Gothicizing tendencies in Paolo Uccello's art are nowhere more apparent than in this painting. It shows a scene from the famous story of Saint George and the dragon. On the right George is spearing the beast, and on the left the princess is using her belt as a leash to take the dragon up to the town.

The eye in the storm gathering on the right of Saint George is lined up with his spear showing there has been divine intervention. The strange patches of grass illustrate Uccello's obsessive concern with linear perspective and his tendency to create decorative pattern. The story is from a popular collection of saints' lives written in the 13th century, Jacopo da Varagine's Golden Legend.

An earlier[1] less dramatic version of the same subject by the Italian artist is in the Musée Jacquemart-André, Paris.

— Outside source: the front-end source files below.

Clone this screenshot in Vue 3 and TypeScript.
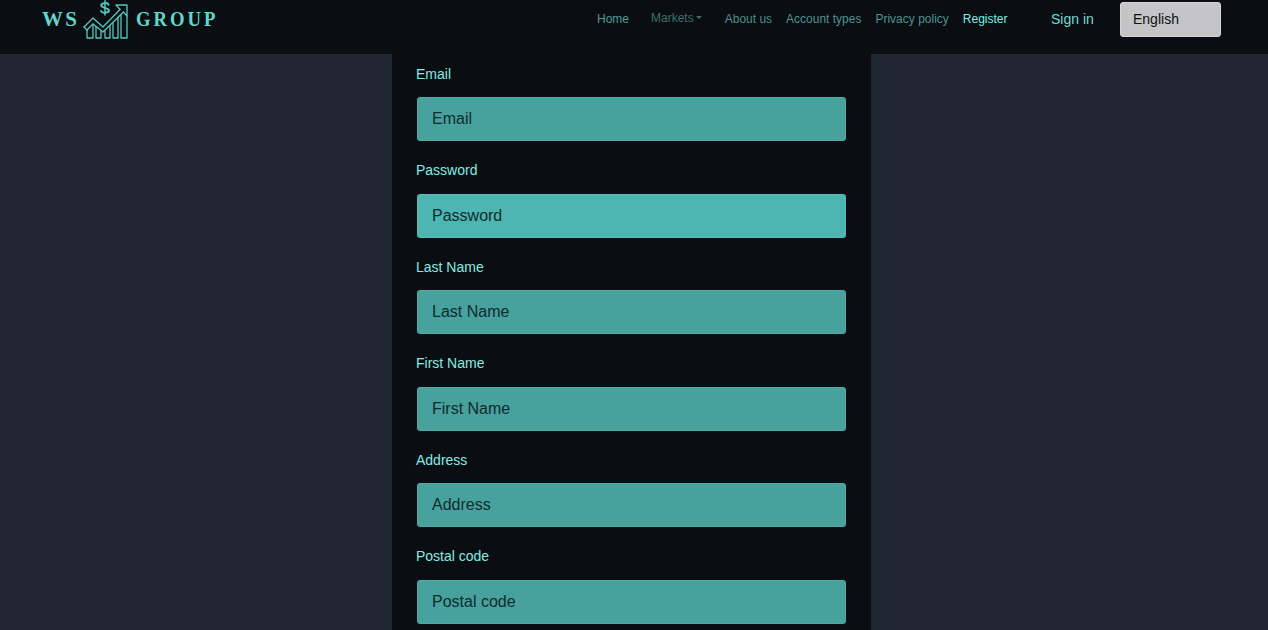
<script setup lang="ts">
interface Field { label: string; active?: boolean }
const fields: Field[] = [
  { label: 'Email' },
  { label: 'Password', active: true },
  { label: 'Last Name' },
  { label: 'First Name' },
  { label: 'Address' },
  { label: 'Postal code' },
]
</script>

<template>
  <div class="page">
    <header class="topbar">
      <div class="logo">
        <span class="logo-text ws">WS</span>
        <svg class="logo-icon" width="46" height="40" viewBox="0 0 46 40" fill="none" stroke="#55c8be" stroke-width="1.3" stroke-linejoin="round" stroke-linecap="round">
          <!-- zigzag trend band rising into the arrow -->
          <path d="M0 27 L9 18 L19 27 L36 9.5" />
          <path d="M3 30 L9 24 L19 32 L39.5 12" />
          <path d="M0 27 L3 30" />
          <!-- arrow head -->
          <path d="M32 5 H43 V16 L39.5 12 M36 9.5 L32 5" />
          <!-- bars -->
          <path d="M3 30 V38 H9 V24" />
          <path d="M12 26.5 V38 H17 V30.5" />
          <path d="M21 31 V38 H26 V26" />
          <path d="M29 23 V38 H34 V18" />
          <path d="M37 15 V38 H43 V16" />
          <!-- dollar -->
          <path d="M24.5 4.8 C24 2.6 17.5 2.2 17.2 5.4 C17 8.4 25 7.4 25 10.6 C25 13.4 18 13.4 17 11" stroke-width="1.9" />
          <path d="M21 0.8 V15" stroke-width="1.5" />
        </svg>
        <span class="logo-text group">GROUP</span>
      </div>
      <nav class="nav">
        <a class="nav-link home">Home</a>
        <a class="nav-link markets">Markets<i class="caret"></i></a>
        <a class="nav-link about">About us</a>
        <a class="nav-link">Account types</a>
        <a class="nav-link">Privacy policy</a>
        <a class="nav-link current">Register</a>
      </nav>
      <a class="signin">Sign in</a>
      <div class="lang">English</div>
    </header>

    <main class="panel">
      <form class="form" @submit.prevent>
        <div v-for="f in fields" :key="f.label" class="field">
          <label class="label">{{ f.label }}</label>
          <input class="input" :class="{ active: f.active }" :placeholder="f.label" />
        </div>
      </form>
    </main>
  </div>
</template>

<style>
html, body { margin: 0; background: #202632; overflow: hidden; }
</style>

<style scoped>
.page {
  height: 630px;
  overflow: hidden;
  background: #202632;
  font-family: "Liberation Sans", Arial, sans-serif;
}
.topbar {
  height: 54px;
  box-sizing: border-box;
  background: #0a0d11;
  display: flex;
  align-items: flex-start;
  padding: 0 47px 0 42px;
}
.logo {
  display: flex;
  align-items: flex-start;
  height: 40px;
  width: 555px;
  flex: none;
}
.logo-text {
  font-family: "Liberation Serif", serif;
  font-weight: 700;
  font-size: 22px;
  line-height: 24px;
  color: #62d6cb;
  margin-top: 7px;
  transform: scaleX(0.85);
  transform-origin: left center;
}
.ws { letter-spacing: 2.5px; width: 42px; transform: scaleX(0.95); }
.group { letter-spacing: 3.5px; margin-left: 6px; }
.logo-icon { flex: none; overflow: visible; }
.nav {
  display: flex;
  align-items: flex-start;
  gap: 14px;
  font-size: 12px;
  line-height: 14px;
  margin-top: 12px;
  width: 454px;
  flex: none;
}
.nav-link { color: #4d9391; white-space: nowrap; }
.home { margin-right: 8px; color: #4f9c9a; }
.markets { color: #3d6f6e; margin-top: -1px; margin-right: 9px; }
.about { color: #4a8f8d; }
.current { color: #7deee4; }
.caret {
  display: inline-block;
  vertical-align: 3px;
  margin-left: 2px;
  border-top: 3px solid #3d6f6e;
  border-left: 3px solid transparent;
  border-right: 3px solid transparent;
}
.signin {
  font-size: 14px;
  line-height: 16px;
  margin-top: 11px;
  color: #6fdcd4;
  width: 69px;
  flex: none;
}
.lang {
  width: 101px;
  height: 35px;
  margin-top: 2px;
  box-sizing: border-box;
  padding: 0 12px;
  font-size: 14px;
  line-height: 32px;
  color: #101114;
  background: #c5c4c7;
  border-radius: 3px;
  border: 1px solid #d6d4d8;
}
.panel {
  width: 479px;
  margin-left: 392px;
  box-sizing: border-box;
  padding: 9.75px 24px 0 24px;
  height: 576px;
  background: #0a0d11;
}
.form { display: flex; flex-direction: column; gap: 19px; }
.field { display: flex; flex-direction: column; gap: 12.5px; }
.label {
  font-size: 14px;
  line-height: 21px;
  color: #83ebe4;
}
.input {
  display: block;
  width: 431px;
  height: 46px;
  box-sizing: border-box;
  margin: 0;
  margin-top: -1px;
  margin-bottom: -1px;
  padding: 0 15px;
  font: 16px "Liberation Sans", Arial, sans-serif;
  background: #47a19d;
  border: 1px solid #0a0d11;
  border-radius: 4px;
  box-shadow: inset 0 0 0 1px #52aaa6;
  outline: none;
}
.input::placeholder { color: #0f2b2e; opacity: 1; }
.input.active { background: #4db6b2; box-shadow: inset 0 0 0 1px #56bab5; }
</style>
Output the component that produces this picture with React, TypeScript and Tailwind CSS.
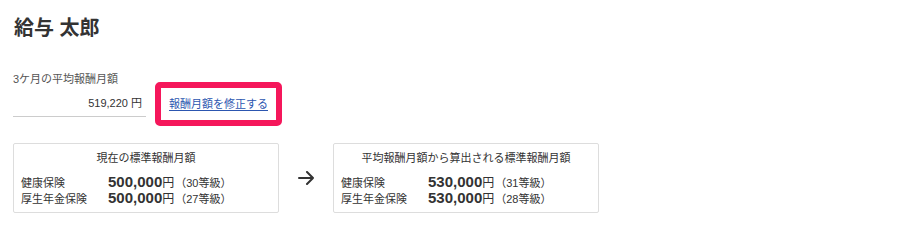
import React from 'react';

const FONT = '"Liberation Sans", "Noto Sans CJK JP", sans-serif';

type Row = { label: string; amount: string; grade: string };

const current: Row[] = [
  { label: '健康保険', amount: '500,000', grade: '30' },
  { label: '厚生年金保険', amount: '500,000', grade: '27' },
];

const computed: Row[] = [
  { label: '健康保険', amount: '530,000', grade: '31' },
  { label: '厚生年金保険', amount: '530,000', grade: '28' },
];

const GradeCard: React.FC<{ title: string; rows: Row[] }> = ({ title, rows }) => (
  <div className="w-[266px] h-[70px] border border-[#dddddd] rounded-[2px] pt-[6px] pl-[7px] pr-[7px] bg-white">
    <div className="text-center text-[11px] leading-[16px] text-[#333333]">{title}</div>
    <div className="mt-[8px]">
      {rows.map((r) => (
        <div key={r.label} className="flex items-baseline h-[16px] leading-[16px] text-[#333333]">
          <span className="w-[87px] text-[11px]">{r.label}</span>
          <span className="text-[15px] font-bold">{r.amount}</span>
          <span className="text-[12px]">円</span>
          <span className="text-[11px] ml-[1px]">（{r.grade}等級）</span>
        </div>
      ))}
    </div>
  </div>
);

export default function App() {
  return (
    <div className="w-[916px] h-[227px] bg-white pl-[13px] pt-[14px]" style={{ fontFamily: FONT }}>
      <h1 className="text-[20px] leading-[28px] font-bold text-[#333333] pl-[1px]">給与 太郎</h1>

      <div className="mt-[29px] text-[11px] leading-[16px] text-[#555555]">3ケ月の平均報酬月額</div>

      <div className="flex items-center mt-[-5px]">
        <div className="w-[133px] h-[25px] border-b border-[#cccccc] flex items-center justify-end pr-[4px] text-[11px] text-[#333333]">
          519,220 円
        </div>
        <div className="ml-[9px] w-[127px] h-[44px] border-[6px] border-[#f5175b] rounded-[5px] flex items-center justify-center">
          <a href="#" className="text-[11px] leading-[16px] text-[#2c56b0] underline underline-offset-[2px]">
            報酬月額を修正する
          </a>
        </div>
      </div>

      <div className="flex items-center mt-[17px]">
        <GradeCard title="現在の標準報酬月額" rows={current} />
        <div className="w-[54px] flex justify-center">
          <svg width="16" height="14" viewBox="0 0 16 14" fill="none" stroke="#333333" strokeWidth="2" strokeLinecap="round" strokeLinejoin="round">
            <path d="M1 7 H15 M9 1 L15 7 L9 13" />
          </svg>
        </div>
        <GradeCard title="平均報酬月額から算出される標準報酬月額" rows={computed} />
      </div>
    </div>
  );
}
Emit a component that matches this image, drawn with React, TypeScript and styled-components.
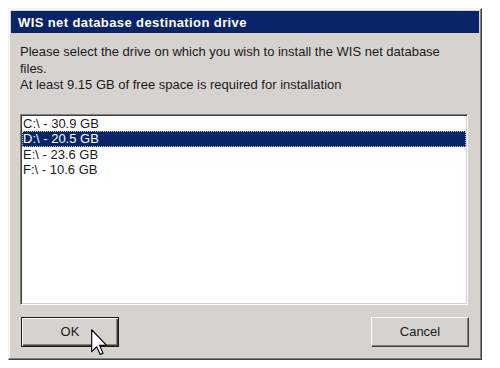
import { FC } from "react";
import styled, { createGlobalStyle } from "styled-components";

const GlobalStyle = createGlobalStyle`
    html, body {
        margin: 0;
        padding: 0;
        background: #ffffff;
    }
    body {
        font-family: "Liberation Sans", Arial, sans-serif;
    }
`;

const Page = styled.div`
    width: 500px;
    height: 368px;
    padding: 8px 0 0 8px;
    box-sizing: border-box;
`;

const Dialog = styled.div`
    position: relative;
    width: 474px;
    height: 352px;
    box-sizing: border-box;
    background: #d6d3ce;
    border: 1px solid;
    border-color: #f4f3f1 #404040 #404040 #f4f3f1;
    box-shadow: inset -1px -1px 0 #808080, inset 1px 1px 0 #ffffff;
    padding: 2px;
    display: flex;
    flex-direction: column;
`;

const TitleBar = styled.div`
    height: 22px;
    background: #0a246a;
    color: #ffffff;
    font-weight: bold;
    font-size: 13px;
    letter-spacing: 0.4px;
    display: flex;
    align-items: center;
    padding-left: 7px;
    padding-top: 1px;
    box-sizing: border-box;
`;

const Body = styled.div`
    flex: 1;
    display: flex;
    flex-direction: column;
    padding: 11px 10px 10px 9px;
`;

const Message = styled.div`
    font-size: 13px;
    line-height: 16.5px;
    color: #1a1a1a;
`;

const ListBox = styled.div`
    margin-top: 20px;
    height: 191px;
    box-sizing: border-box;
    background: #ffffff;
    border: 1px solid;
    border-color: #808080 #ffffff #ffffff #808080;
    box-shadow: inset 1px 1px 0 #404040, inset -1px -1px 0 #d6d3ce;
    padding: 1px;
    margin-right: 1px;
`;

const Row = styled.div<{ $selected?: boolean }>`
    height: 15.6px;
    line-height: 15.6px;
    font-size: 13px;
    padding-left: 1px;
    color: ${(p) => (p.$selected ? "#ffffff" : "#1a1a1a")};
    background: ${(p) => (p.$selected ? "#0a246a" : "transparent")};
    outline: ${(p) => (p.$selected ? "1px dotted #c8c8c8" : "none")};
    outline-offset: -1px;
`;

const ButtonRow = styled.div`
    margin-top: 12px;
    display: flex;
    justify-content: space-between;
    padding-left: 1px;
`;

const Button = styled.div<{ $default?: boolean }>`
    width: 98px;
    height: 30px;
    box-sizing: border-box;
    display: flex;
    align-items: center;
    justify-content: center;
    font-size: 13px;
    color: #1a1a1a;
    background: #d6d3ce;
    border: 1px solid;
    border-color: ${(p) => (p.$default ? "#1a1a1a" : "#ffffff #404040 #404040 #ffffff")};
    box-shadow: ${(p) =>
        p.$default
            ? "inset 1px 1px 0 #ffffff, inset -1px -1px 0 #404040, inset -2px -2px 0 #808080"
            : "inset -1px -1px 0 #808080"};
`;

const Cursor = styled.svg`
    position: absolute;
    left: 82px;
    top: 320px;
`;

const drives = [
    { label: "C:\\ - 30.9 GB" },
    { label: "D:\\ - 20.5 GB", selected: true },
    { label: "E:\\ - 23.6 GB" },
    { label: "F:\\ - 10.6 GB" },
];

const App: FC = () => {
    return (
        <Page>
            <GlobalStyle />
            <Dialog>
                <TitleBar>WIS net database destination drive</TitleBar>
                <Body>
                    <Message>
                        Please select the drive on which you wish to install the WIS net database
                        <br />
                        files.
                        <br />
                        At least 9.15 GB of free space is required for installation
                    </Message>
                    <ListBox>
                        {drives.map((d) => (
                            <Row key={d.label} $selected={d.selected}>
                                {d.label}
                            </Row>
                        ))}
                    </ListBox>
                    <ButtonRow>
                        <Button $default>OK</Button>
                        <Button>Cancel</Button>
                    </ButtonRow>
                </Body>
                <Cursor width="17" height="27" viewBox="0 0 12 19">
                    <path
                        d="M0.5 0.5 L0.5 16 L4 12.5 L6.5 18 L8.5 17 L6 11.5 L11 11.5 Z"
                        fill="#ffffff"
                        stroke="#000000"
                        strokeWidth="0.8"
                        strokeLinejoin="round"
                    />
                </Cursor>
            </Dialog>
        </Page>
    );
};

export default App;
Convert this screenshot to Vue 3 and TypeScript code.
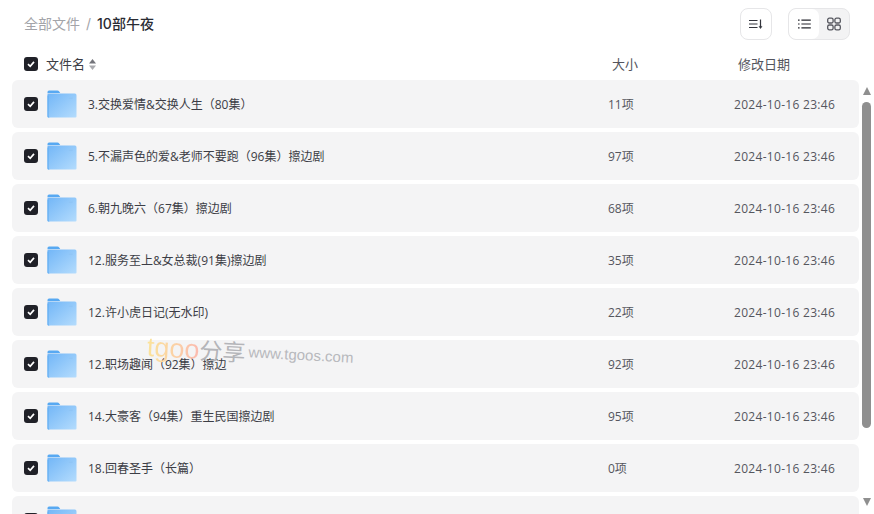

The painting is used as the basis for the U. A. Fanthorpe poem, Not My Best Side , and may have served as inspiration for Sir John Tenniel's illustration of the Jabberwock in Through the Looking-Glass, and What Alice Found There.

Unless indicated otherwise, the text in this article is either based on Wikipedia article "Saint George and the Dragon (Uccello)" or another language Wikipedia page thereof used under the terms of the GNU Free Documentation License; or on research by Jahsonic and friends. See Art and Popular Culture's copyright notice.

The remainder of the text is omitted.